At first glance, they seemed to be perfect for doing some basic RLE or Huffman compression on-the-fly, but I am less sure now, I will have to play with it. Bit-packing may be somewhat expensive to perform, too. One thing stood out to me in this design: that liberal use of the 16 extra registers. It's a very clever trick, but wouldn't some of these be better exposed as memory addresses? Or do you foresee applications where they are in the hot path (where the inability to write immediate values may matter). Stuff like core ID, debug, or even GPIO direction could be hard-wired to memory addresses, leaving space for some extra features (not sure which? General purpose registers? More queues? More GPIOs? A special purpose HW block?).
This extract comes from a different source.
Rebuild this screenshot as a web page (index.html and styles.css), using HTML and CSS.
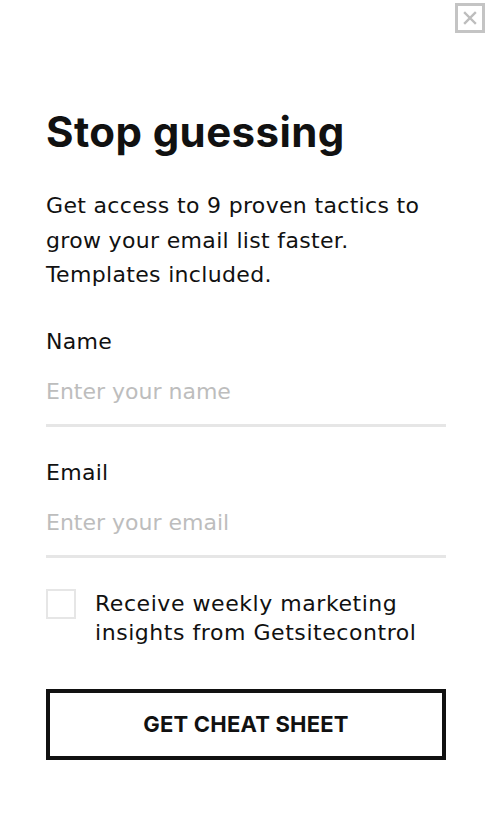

I really like the "snap to quantum" mechanism: as you wrote, it is good for portability, though there should be a way to query frequency, if portability is really a goal. Anyway, it's plenty for a v1, plenty of exciting things to play with, including the MMU of the main core! |
I think it will be interesting to see what people end up doing with it and what are the pain points. As you say, it's a v1 - with any luck there will be a v2, so we could consider the time starting now as a deliberation period for what goes into v2.
The good news is that it also all compiles into an FPGA, so proposed patches can be tested & vetted in hardware, albeit at a much slower clock rate.